发布时间：2018-11-25 07:24

【摘要】：随着Web3.0时代的到来,互联网中Web页面的数量和复杂性呈现出爆炸性增长趋势,伴随的是包含在Web页面中的信息也呈几何数量级增长。Web页面信息通常是由Web页面中的文本体现出来的,因此Web文本数据中隐藏着丰富的,对用户有价值的知识和规则。但是由于Web文本数据半结构化、实时性和离散性等特点,用户很难直接从如此复杂的数据集中获取到自己需要的知识。因此如何有效的从海量的Web本文数据中挖掘出用户真正关心的信息和知识,并以用户能够理解的方式呈现出来,是当下非常热门的研究课题。本文主要从获取Web文本数据和对Web文本数据的分析两方面着手,对如何准确且高效的获取用户所需要的Web文本信息,并挖掘其中有价值的知识展开研究。本文具体的研究工作如下:主题网络爬虫:首先综合分析了现有的主题网络爬虫实现的原理及结构,然后对主题网络爬虫的分类进行介绍,选择功能型主题网络爬虫为本文研究的重点。
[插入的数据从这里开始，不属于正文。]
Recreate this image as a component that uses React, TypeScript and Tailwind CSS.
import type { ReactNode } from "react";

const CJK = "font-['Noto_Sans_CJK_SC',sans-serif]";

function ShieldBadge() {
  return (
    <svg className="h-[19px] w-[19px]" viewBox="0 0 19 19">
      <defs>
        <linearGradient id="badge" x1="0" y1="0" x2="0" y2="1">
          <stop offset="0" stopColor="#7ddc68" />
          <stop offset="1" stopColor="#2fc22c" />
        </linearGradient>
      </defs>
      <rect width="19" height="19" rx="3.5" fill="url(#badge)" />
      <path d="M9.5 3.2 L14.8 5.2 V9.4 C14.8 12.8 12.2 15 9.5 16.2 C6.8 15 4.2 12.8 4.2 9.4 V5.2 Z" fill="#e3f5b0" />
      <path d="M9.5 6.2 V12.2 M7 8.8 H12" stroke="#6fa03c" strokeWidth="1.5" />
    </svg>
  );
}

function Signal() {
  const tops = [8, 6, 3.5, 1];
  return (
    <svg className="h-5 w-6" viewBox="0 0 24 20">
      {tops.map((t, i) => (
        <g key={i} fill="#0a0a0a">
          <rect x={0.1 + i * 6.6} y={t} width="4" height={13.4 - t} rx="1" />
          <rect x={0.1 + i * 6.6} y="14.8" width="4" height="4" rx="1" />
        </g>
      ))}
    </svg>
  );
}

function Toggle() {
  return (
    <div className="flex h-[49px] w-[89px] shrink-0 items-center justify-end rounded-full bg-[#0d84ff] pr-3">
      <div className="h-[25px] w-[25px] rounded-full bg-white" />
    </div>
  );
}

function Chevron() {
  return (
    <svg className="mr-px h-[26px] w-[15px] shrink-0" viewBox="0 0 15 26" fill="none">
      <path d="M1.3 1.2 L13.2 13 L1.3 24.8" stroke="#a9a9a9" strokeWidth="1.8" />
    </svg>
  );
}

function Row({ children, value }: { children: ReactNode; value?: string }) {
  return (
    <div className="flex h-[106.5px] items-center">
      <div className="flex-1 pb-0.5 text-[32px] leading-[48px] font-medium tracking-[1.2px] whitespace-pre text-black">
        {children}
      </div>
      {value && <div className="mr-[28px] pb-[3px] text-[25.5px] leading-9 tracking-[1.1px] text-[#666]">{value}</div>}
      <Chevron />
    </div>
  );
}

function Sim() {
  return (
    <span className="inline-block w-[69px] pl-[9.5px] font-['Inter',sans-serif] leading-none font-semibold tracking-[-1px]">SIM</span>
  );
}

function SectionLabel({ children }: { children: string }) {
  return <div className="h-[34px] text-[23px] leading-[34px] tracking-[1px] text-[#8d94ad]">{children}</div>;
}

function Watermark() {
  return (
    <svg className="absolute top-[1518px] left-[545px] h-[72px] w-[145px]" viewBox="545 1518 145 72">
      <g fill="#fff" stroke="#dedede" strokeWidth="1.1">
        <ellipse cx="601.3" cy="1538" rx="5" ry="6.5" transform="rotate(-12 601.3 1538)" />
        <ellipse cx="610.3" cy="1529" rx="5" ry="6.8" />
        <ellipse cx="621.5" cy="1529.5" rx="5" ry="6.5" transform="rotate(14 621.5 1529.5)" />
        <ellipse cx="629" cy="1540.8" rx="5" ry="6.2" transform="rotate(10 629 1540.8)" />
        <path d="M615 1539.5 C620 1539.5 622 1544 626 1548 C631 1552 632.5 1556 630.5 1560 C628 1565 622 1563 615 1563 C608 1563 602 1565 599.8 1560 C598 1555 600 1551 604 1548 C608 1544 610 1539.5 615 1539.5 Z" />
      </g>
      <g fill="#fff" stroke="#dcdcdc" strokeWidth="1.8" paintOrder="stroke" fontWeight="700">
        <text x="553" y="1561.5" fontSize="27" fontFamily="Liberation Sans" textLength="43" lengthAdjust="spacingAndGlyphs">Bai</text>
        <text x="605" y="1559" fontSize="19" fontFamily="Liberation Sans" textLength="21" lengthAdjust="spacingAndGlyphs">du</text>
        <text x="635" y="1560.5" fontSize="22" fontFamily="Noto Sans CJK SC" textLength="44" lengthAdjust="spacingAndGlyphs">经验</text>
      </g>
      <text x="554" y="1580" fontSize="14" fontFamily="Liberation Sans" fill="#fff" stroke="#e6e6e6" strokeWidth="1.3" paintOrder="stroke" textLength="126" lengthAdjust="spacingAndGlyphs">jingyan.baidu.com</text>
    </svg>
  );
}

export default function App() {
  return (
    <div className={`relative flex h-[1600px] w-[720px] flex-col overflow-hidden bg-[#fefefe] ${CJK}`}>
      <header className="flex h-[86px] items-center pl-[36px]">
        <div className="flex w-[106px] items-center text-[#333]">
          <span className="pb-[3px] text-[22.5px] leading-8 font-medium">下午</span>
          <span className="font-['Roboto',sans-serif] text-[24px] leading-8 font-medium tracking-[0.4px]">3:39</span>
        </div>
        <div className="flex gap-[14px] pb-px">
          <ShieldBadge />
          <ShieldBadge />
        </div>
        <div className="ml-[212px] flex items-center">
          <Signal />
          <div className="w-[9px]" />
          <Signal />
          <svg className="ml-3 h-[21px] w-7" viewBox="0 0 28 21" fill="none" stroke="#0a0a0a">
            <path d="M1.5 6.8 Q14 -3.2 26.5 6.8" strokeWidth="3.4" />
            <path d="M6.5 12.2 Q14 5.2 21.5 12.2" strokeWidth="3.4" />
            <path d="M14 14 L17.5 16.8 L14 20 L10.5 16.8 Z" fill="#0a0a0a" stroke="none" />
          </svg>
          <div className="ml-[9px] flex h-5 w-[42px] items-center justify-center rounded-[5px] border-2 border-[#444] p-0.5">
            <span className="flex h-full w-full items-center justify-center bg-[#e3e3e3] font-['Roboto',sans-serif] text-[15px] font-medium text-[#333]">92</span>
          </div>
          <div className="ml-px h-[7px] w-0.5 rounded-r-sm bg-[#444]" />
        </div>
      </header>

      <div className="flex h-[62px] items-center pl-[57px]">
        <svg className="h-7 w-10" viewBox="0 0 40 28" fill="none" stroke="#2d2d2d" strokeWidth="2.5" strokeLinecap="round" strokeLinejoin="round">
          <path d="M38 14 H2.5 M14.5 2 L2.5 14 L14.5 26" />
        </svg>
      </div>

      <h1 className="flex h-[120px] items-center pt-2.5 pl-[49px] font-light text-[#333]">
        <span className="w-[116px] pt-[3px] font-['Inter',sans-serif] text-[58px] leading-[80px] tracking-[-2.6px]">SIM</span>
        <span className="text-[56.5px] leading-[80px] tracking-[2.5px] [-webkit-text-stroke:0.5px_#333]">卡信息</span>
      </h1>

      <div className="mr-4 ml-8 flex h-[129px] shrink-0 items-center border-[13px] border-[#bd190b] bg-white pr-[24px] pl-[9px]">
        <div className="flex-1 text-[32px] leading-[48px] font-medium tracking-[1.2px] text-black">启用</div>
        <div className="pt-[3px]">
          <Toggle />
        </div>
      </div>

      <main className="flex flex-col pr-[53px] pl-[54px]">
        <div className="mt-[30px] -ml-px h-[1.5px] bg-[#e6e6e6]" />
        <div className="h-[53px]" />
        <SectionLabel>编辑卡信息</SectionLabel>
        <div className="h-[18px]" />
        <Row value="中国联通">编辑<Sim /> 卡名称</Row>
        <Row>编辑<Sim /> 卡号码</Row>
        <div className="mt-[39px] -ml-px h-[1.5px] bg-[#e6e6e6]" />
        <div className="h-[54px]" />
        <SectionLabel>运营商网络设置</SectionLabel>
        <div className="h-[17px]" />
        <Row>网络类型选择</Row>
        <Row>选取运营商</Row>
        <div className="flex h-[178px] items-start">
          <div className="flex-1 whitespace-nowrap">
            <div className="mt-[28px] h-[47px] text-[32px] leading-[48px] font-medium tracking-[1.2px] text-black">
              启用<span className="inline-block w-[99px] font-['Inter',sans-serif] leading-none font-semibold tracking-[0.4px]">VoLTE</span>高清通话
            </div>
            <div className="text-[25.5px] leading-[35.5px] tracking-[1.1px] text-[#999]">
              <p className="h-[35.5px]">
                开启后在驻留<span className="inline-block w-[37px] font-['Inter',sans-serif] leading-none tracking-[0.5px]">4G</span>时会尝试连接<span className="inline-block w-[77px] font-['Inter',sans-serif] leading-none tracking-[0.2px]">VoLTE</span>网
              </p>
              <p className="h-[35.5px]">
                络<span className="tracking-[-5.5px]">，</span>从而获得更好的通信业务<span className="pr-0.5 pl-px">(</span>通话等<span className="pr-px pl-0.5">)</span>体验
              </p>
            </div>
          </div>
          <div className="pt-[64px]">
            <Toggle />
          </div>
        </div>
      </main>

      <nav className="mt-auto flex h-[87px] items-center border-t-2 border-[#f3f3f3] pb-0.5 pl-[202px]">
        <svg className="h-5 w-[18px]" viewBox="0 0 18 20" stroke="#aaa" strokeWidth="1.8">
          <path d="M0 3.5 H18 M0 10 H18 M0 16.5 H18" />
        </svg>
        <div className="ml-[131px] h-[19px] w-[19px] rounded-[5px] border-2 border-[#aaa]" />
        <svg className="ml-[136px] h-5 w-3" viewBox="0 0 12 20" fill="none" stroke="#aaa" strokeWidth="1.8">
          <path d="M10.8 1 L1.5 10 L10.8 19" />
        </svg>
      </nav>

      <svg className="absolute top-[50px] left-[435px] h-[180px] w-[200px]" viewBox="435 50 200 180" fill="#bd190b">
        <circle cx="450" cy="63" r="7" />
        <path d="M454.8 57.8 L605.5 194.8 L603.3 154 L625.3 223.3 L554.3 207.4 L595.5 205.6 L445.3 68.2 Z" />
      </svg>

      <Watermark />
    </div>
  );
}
最后分析了网络爬虫实现语言,选择Node.js这门新兴语言来实现针对主题网络社区的主题网络爬虫。Web文本表示模型:首先综合分析了现有的文本表示模型,然后从本文所面对的Web文本数据以短文本为主的实际情况出发,结合自然语言处理中关键词提取和词向量表示的相关技术,提出一种基于关键词向量的文本表示模型。Web文本聚类算法:首先介绍了Web文本挖掘技术的定义。其次详细介绍了Web文本挖掘中的聚类挖掘技术。在分析了Web文本聚类算法分类的基础上,选取BIRCH算法为本文的Web文本聚类算法,然后在分析了BIRCH算法缺点和不足,并提出一种新的Web文本聚类算法。在以上研究内容的基础上,将Web文本挖掘技术和主题网络爬虫技术的研究成果相结合,设计并实现了面向主题网络社区的信息获取与分析系统。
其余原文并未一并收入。